:: Given data ::

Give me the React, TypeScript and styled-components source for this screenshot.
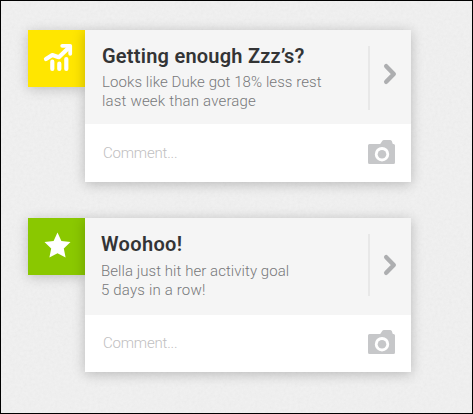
import React from "react";
import styled, { createGlobalStyle } from "styled-components";

const GlobalStyle = createGlobalStyle`
  * { box-sizing: border-box; }
  body { margin: 0; background: #ededed; }
`;

const grain = encodeURIComponent(
  `<svg xmlns="http://www.w3.org/2000/svg" width="200" height="200"><filter id="n"><feTurbulence type="fractalNoise" baseFrequency="0.35" numOctaves="3" stitchTiles="stitch"/><feColorMatrix values="0 0 0 0 0.5  0 0 0 0 0.5  0 0 0 0 0.5  0.16 0 0 0 -0.05"/></filter><rect width="200" height="200" filter="url(#n)"/></svg>`
);

const Page = styled.main`
  display: flex;
  flex-direction: column;
  gap: 36px;
  width: 473px;
  height: 414px;
  padding: 29px 0 0 27px;
  border: 1px solid #000;
  background: #f0f0f0 url("data:image/svg+xml,${grain}");
  font-family: Roboto, "Liberation Sans", sans-serif;
`;

const Notice = styled.article`
  display: flex;
  align-items: flex-start;
  width: 383px;
`;

const Badge = styled.div<{ $color: string }>`
  display: flex;
  width: 57px;
  height: 57px;
  background: ${(p) => p.$color};
  box-shadow: 0 2px 12px rgba(0, 0, 0, 0.2);
`;

const Card = styled.div`
  position: relative;
  width: 326px;
  background: #fff;
  box-shadow: 0 2px 12px rgba(0, 0, 0, 0.23);
`;

const Summary = styled.div<{ $height: number; $inset: number }>`
  display: flex;
  height: ${(p) => p.$height}px;
  padding: 16px 0 0 ${(p) => p.$inset}px;
  background: #f5f5f5;
`;

const Copy = styled.div`
  flex: 1;
  white-space: nowrap;
`;

const Title = styled.h2<{ $tracking: number; $gap: number }>`
  margin: 0;
  padding-bottom: ${(p) => p.$gap}px;
  font-size: 20px;
  line-height: 21px;
  font-weight: 600;
  letter-spacing: ${(p) => p.$tracking}px;
  color: #333435;
`;

const Line = styled.p<{ $tracking: number }>`
  margin: 0;
  font-size: 15px;
  line-height: 19px;
  font-weight: 300;
  letter-spacing: ${(p) => p.$tracking}px;
  color: #77787a;
`;

const Open = styled.button<{ $height: number; $drop: number }>`
  display: flex;
  width: 43px;
  height: ${(p) => p.$height}px;
  padding: ${(p) => p.$drop}px 0 0 13px;
  border: 0;
  border-left: 2px solid #e8e8e8;
  background: none;
`;

const CommentBar = styled.div<{ $height: number }>`
  display: flex;
  align-items: flex-end;
  justify-content: space-between;
  height: ${(p) => p.$height}px;
  padding: 0 16px 17px 18px;
`;

const Placeholder = styled.span`
  padding-bottom: 2px;
  font-size: 15px;
  line-height: 20px;
  font-weight: 300;
  letter-spacing: -0.2px;
  color: #bfc0c1;
`;

const TrendIcon = () => (
  <svg width="57" height="57" fill="none" stroke="#fff" strokeWidth="4.2" strokeLinecap="round" strokeLinejoin="round">
    <path d="M18 29 24.3 25 30.8 27.2 41 17.5" />
    <path d="M34.2 15.8H42.2V23.8" strokeWidth="3.8" />
    <path d="M24.3 31.7V38.9M31.3 33.7V38.9M38.3 29V38.9" />
  </svg>
);

const StarIcon = () => (
  <svg width="57" height="57" fill="#fff">
    <path d="M29.5 14.5 33.4 23 42.5 24 35.8 30.5 37.6 39.5 29.5 35.3 21.4 39.5 23.2 30.5 16.5 24 25.6 23Z" />
  </svg>
);

const ChevronIcon = () => (
  <svg width="14" height="22" fill="none" stroke="#adaeb0" strokeWidth="4.4" strokeLinecap="round" strokeLinejoin="round">
    <path d="M3.2 3.2 10.8 11 3.2 18.8" />
  </svg>
);

const CameraIcon = () => (
  <svg width="27" height="26">
    <path
      fill="#c6c7c9"
      fillRule="evenodd"
      d="M1.5 5H12.2L14.2 2Q14.8 1 16 1H22Q23.2 1 23.8 2L24.8 5H25.5Q27 5 27 6.5V23.5Q27 25 25.5 25H1.5Q0 25 0 23.5V6.5Q0 5 1.5 5ZM14 8A7.2 7.2 0 1 0 14 22.4A7.2 7.2 0 1 0 14 8Z"
    />
    <circle cx="14" cy="15.2" r="4.3" fill="#c6c7c9" />
  </svg>
);

type Item = {
  color: string;
  icon: React.ReactNode;
  title: string;
  titleTracking: number;
  titleGap: number;
  lines: { text: string; tracking: number }[];
  inset: number;
  summaryHeight: number;
  commentHeight: number;
  dividerHeight: number;
  chevronDrop: number;
};

const items: Item[] = [
  {
    color: "#ffe600",
    icon: <TrendIcon />,
    title: "Getting enough Zzz’s?",
    titleTracking: 0.23,
    titleGap: 6,
    lines: [
      { text: "Looks like Duke got 18% less rest", tracking: 0.08 },
      { text: "last week than average", tracking: 0.18 },
    ],
    inset: 17,
    summaryHeight: 94,
    commentHeight: 58,
    dividerHeight: 64,
    chevronDrop: 17,
  },
  {
    color: "#8ac800",
    icon: <StarIcon />,
    title: "Woohoo!",
    titleTracking: 0.35,
    titleGap: 7,
    lines: [
      { text: "Bella just hit her activity goal", tracking: 0.06 },
      { text: "5 days in a row!", tracking: 0.18 },
    ],
    inset: 16,
    summaryHeight: 97,
    commentHeight: 57,
    dividerHeight: 62,
    chevronDrop: 20,
  },
];

export default function App() {
  return (
    <>
      <GlobalStyle />
      <Page>
        {items.map((item) => (
          <Notice key={item.title}>
            <Badge $color={item.color}>{item.icon}</Badge>
            <Card>
              <Summary $height={item.summaryHeight} $inset={item.inset}>
                <Copy>
                  <Title $tracking={item.titleTracking} $gap={item.titleGap}>
                    {item.title}
                  </Title>
                  {item.lines.map((line) => (
                    <Line key={line.text} $tracking={line.tracking}>
                      {line.text}
                    </Line>
                  ))}
                </Copy>
                <Open aria-label="Open" $height={item.dividerHeight} $drop={item.chevronDrop}>
                  <ChevronIcon />
                </Open>
              </Summary>
              <CommentBar $height={item.commentHeight}>
                <Placeholder>Comment...</Placeholder>
                <CameraIcon />
              </CommentBar>
            </Card>
          </Notice>
        ))}
      </Page>
    </>
  );
}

:: Exercise description ::
Write out the listing above exactly as it stands, pictures excluded.

:: Written answer ::
Give me the React, TypeScript and styled-components source for this screenshot.
import React from "react";
import styled, { createGlobalStyle } from "styled-components";

const GlobalStyle = createGlobalStyle`
  * { box-sizing: border-box; }
  body { margin: 0; background: #ededed; }
`;

const grain = encodeURIComponent(
  `<svg xmlns="http://www.w3.org/2000/svg" width="200" height="200"><filter id="n"><feTurbulence type="fractalNoise" baseFrequency="0.35" numOctaves="3" stitchTiles="stitch"/><feColorMatrix values="0 0 0 0 0.5  0 0 0 0 0.5  0 0 0 0 0.5  0.16 0 0 0 -0.05"/></filter><rect width="200" height="200" filter="url(#n)"/></svg>`
);

const Page = styled.main`
  display: flex;
  flex-direction: column;
  gap: 36px;
  width: 473px;
  height: 414px;
  padding: 29px 0 0 27px;
  border: 1px solid #000;
  background: #f0f0f0 url("data:image/svg+xml,${grain}");
  font-family: Roboto, "Liberation Sans", sans-serif;
`;

const Notice = styled.article`
  display: flex;
  align-items: flex-start;
  width: 383px;
`;

const Badge = styled.div<{ $color: string }>`
  display: flex;
  width: 57px;
  height: 57px;
  background: ${(p) => p.$color};
  box-shadow: 0 2px 12px rgba(0, 0, 0, 0.2);
`;

const Card = styled.div`
  position: relative;
  width: 326px;
  background: #fff;
  box-shadow: 0 2px 12px rgba(0, 0, 0, 0.23);
`;

const Summary = styled.div<{ $height: number; $inset: number }>`
  display: flex;
  height: ${(p) => p.$height}px;
  padding: 16px 0 0 ${(p) => p.$inset}px;
  background: #f5f5f5;
`;

const Copy = styled.div`
  flex: 1;
  white-space: nowrap;
`;

const Title = styled.h2<{ $tracking: number; $gap: number }>`
  margin: 0;
  padding-bottom: ${(p) => p.$gap}px;
  font-size: 20px;
  line-height: 21px;
  font-weight: 600;
  letter-spacing: ${(p) => p.$tracking}px;
  color: #333435;
`;

const Line = styled.p<{ $tracking: number }>`
  margin: 0;
  font-size: 15px;
  line-height: 19px;
  font-weight: 300;
  letter-spacing: ${(p) => p.$tracking}px;
  color: #77787a;
`;

const Open = styled.button<{ $height: number; $drop: number }>`
  display: flex;
  width: 43px;
  height: ${(p) => p.$height}px;
  padding: ${(p) => p.$drop}px 0 0 13px;
  border: 0;
  border-left: 2px solid #e8e8e8;
  background: none;
`;

const CommentBar = styled.div<{ $height: number }>`
  display: flex;
  align-items: flex-end;
  justify-content: space-between;
  height: ${(p) => p.$height}px;
  padding: 0 16px 17px 18px;
`;

const Placeholder = styled.span`
  padding-bottom: 2px;
  font-size: 15px;
  line-height: 20px;
  font-weight: 300;
  letter-spacing: -0.2px;
  color: #bfc0c1;
`;

const TrendIcon = () => (
  <svg width="57" height="57" fill="none" stroke="#fff" strokeWidth="4.2" strokeLinecap="round" strokeLinejoin="round">
    <path d="M18 29 24.3 25 30.8 27.2 41 17.5" />
    <path d="M34.2 15.8H42.2V23.8" strokeWidth="3.8" />
    <path d="M24.3 31.7V38.9M31.3 33.7V38.9M38.3 29V38.9" />
  </svg>
);

const StarIcon = () => (
  <svg width="57" height="57" fill="#fff">
    <path d="M29.5 14.5 33.4 23 42.5 24 35.8 30.5 37.6 39.5 29.5 35.3 21.4 39.5 23.2 30.5 16.5 24 25.6 23Z" />
  </svg>
);

const ChevronIcon = () => (
  <svg width="14" height="22" fill="none" stroke="#adaeb0" strokeWidth="4.4" strokeLinecap="round" strokeLinejoin="round">
    <path d="M3.2 3.2 10.8 11 3.2 18.8" />
  </svg>
);

const CameraIcon = () => (
  <svg width="27" height="26">
    <path
      fill="#c6c7c9"
      fillRule="evenodd"
      d="M1.5 5H12.2L14.2 2Q14.8 1 16 1H22Q23.2 1 23.8 2L24.8 5H25.5Q27 5 27 6.5V23.5Q27 25 25.5 25H1.5Q0 25 0 23.5V6.5Q0 5 1.5 5ZM14 8A7.2 7.2 0 1 0 14 22.4A7.2 7.2 0 1 0 14 8Z"
    />
    <circle cx="14" cy="15.2" r="4.3" fill="#c6c7c9" />
  </svg>
);

type Item = {
  color: string;
  icon: React.ReactNode;
  title: string;
  titleTracking: number;
  titleGap: number;
  lines: { text: string; tracking: number }[];
  inset: number;
  summaryHeight: number;
  commentHeight: number;
  dividerHeight: number;
  chevronDrop: number;
};

const items: Item[] = [
  {
    color: "#ffe600",
    icon: <TrendIcon />,
    title: "Getting enough Zzz’s?",
    titleTracking: 0.23,
    titleGap: 6,
    lines: [
      { text: "Looks like Duke got 18% less rest", tracking: 0.08 },
      { text: "last week than average", tracking: 0.18 },
    ],
    inset: 17,
    summaryHeight: 94,
    commentHeight: 58,
    dividerHeight: 64,
    chevronDrop: 17,
  },
  {
    color: "#8ac800",
    icon: <StarIcon />,
    title: "Woohoo!",
    titleTracking: 0.35,
    titleGap: 7,
    lines: [
      { text: "Bella just hit her activity goal", tracking: 0.06 },
      { text: "5 days in a row!", tracking: 0.18 },
    ],
    inset: 16,
    summaryHeight: 97,
    commentHeight: 57,
    dividerHeight: 62,
    chevronDrop: 20,
  },
];

export default function App() {
  return (
    <>
      <GlobalStyle />
      <Page>
        {items.map((item) => (
          <Notice key={item.title}>
            <Badge $color={item.color}>{item.icon}</Badge>
            <Card>
              <Summary $height={item.summaryHeight} $inset={item.inset}>
                <Copy>
                  <Title $tracking={item.titleTracking} $gap={item.titleGap}>
                    {item.title}
                  </Title>
                  {item.lines.map((line) => (
                    <Line key={line.text} $tracking={line.tracking}>
                      {line.text}
                    </Line>
                  ))}
                </Copy>
                <Open aria-label="Open" $height={item.dividerHeight} $drop={item.chevronDrop}>
                  <ChevronIcon />
                </Open>
              </Summary>
              <CommentBar $height={item.commentHeight}>
                <Placeholder>Comment...</Placeholder>
                <CameraIcon />
              </CommentBar>
            </Card>
          </Notice>
        ))}
      </Page>
    </>
  );
}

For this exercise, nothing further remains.